Shares for Sterling Bancorp in Montebello, N.Y., rose after the company posted stronger quarterly income tied to its merger with Provident New York Bancorp.
The $7.3 billion-asset Sterling said Monday after the market closed that net income for the period that ended June 30 rose 135%, to $15 million, from a year earlier. Earnings per share of 18 cents fell a penny short of the estimates of analysts polled by Bloomberg. Sterling's shares were trading at $11.93 Tuesday midday, up almost 2% from Monday's closing.
Net interest income for the company's fiscal year third quarter was up 106%, to $58.5 million, mainly because of higher average loans and investment securities balances. The company's net interest margin increased 38 basis points, to 3.84%, from the same period a year ago.
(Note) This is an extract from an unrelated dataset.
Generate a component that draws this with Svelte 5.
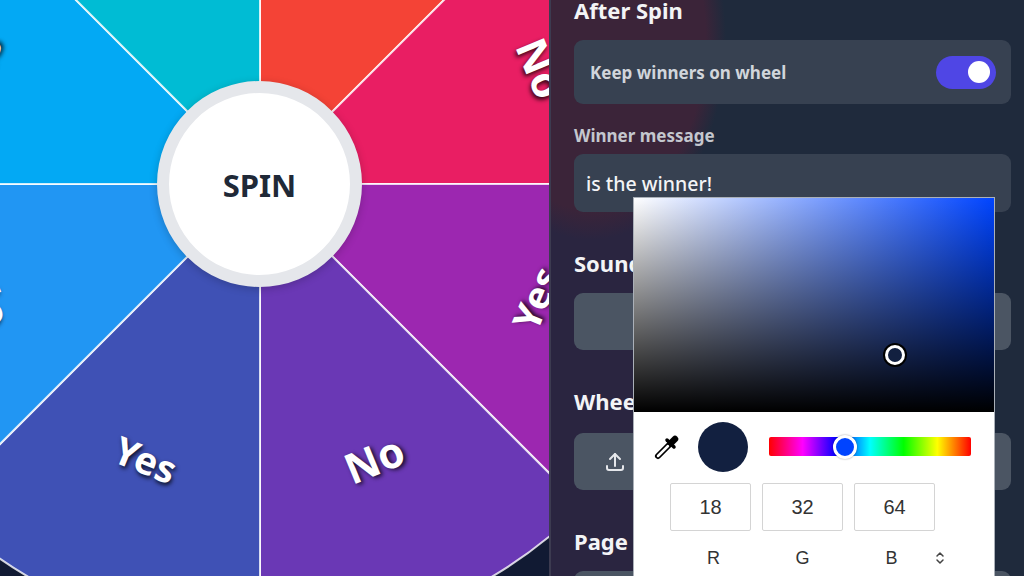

Total loans, including loans held for sale, nearly doubled from a year earlier, to $4.6 billion. Commercial loan balances accounted for $3.7 billion of this total volume.
The results were for the second full quarter since Sterling merged with Provident last year. Provident acquired Sterling in October for $344 million but the new company retained the Sterling name.
"We continue to focus on diversifying and improving our revenue mix," Jack Kopnisky, chief executive of Sterling Bancorp, said in a press release. "We have a significant opportunity to grow our specialty lending business, which we anticipate will allow us to grow fee income and increase the proportion of fee income."
Noninterest income rose 105%, to $13.5 million. This increase was attributed to higher fees from service charges on deposits and from the factoring and payroll finance businesses. Mortgage banking income soared by 349%, to $1.9 million.
Noninterest expenses increased 106%, to $44.9 million, due to compensation and benefits as well as occupancy costs more than doubling year over year because of the Provident merger. Professional fees were up 220%, to $1.7 million.